The Talent Challenge Behind The Technology

Human factors compound the issue. Research from GitHub shows AI-assisted development has boosted productivity. But more output raises the assurance bar: more code, data and interdependencies create unanticipated interactions. Many quality teams still operate with skill sets designed for previous generations of technology. AI and machine-learning expertise remains scarce, and the gap widens as AI-assisted delivery scales. Quality is no longer about testing software in isolation; it requires understanding how applications, data and AI influence one another. This demands broader talent profiles and a broader definition of quality.

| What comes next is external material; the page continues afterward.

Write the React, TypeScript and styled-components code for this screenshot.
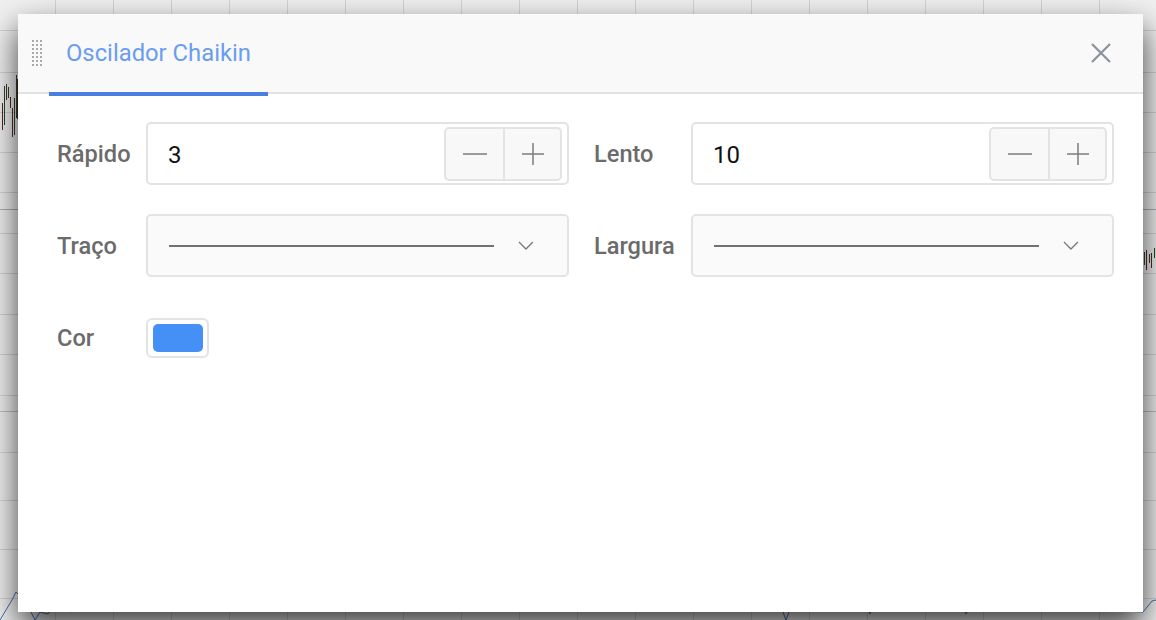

Trust-Centered Organizations Do Differently

Leading organizations share one trait: They treat quality as a capability, not a stage. Validation runs alongside development. Data quality is continuously monitored. AI performance is evaluated in production, not only before release. Teams align shared business outcomes rather than functional targets. Quality becomes an enterprise discipline rather than a departmental responsibility. This strategic redesign manifests in org charts, metrics and budgets.

Trust Will Become The Ultimate Outcome

AI-driven change is accelerating. Adoption of AI, data platforms and digital technology is inevitable. The key question is whether organizations can trust what they build. Winners will not necessarily be the fastest innovators. They will be the ones capable of innovating at scale while maintaining trust. Trust cannot be added at the end; it must be designed from the beginning.

That is why quality engineering must move upstream—not only to improve quality but to help construct the architecture of trust on which the next generation of enterprises will stand.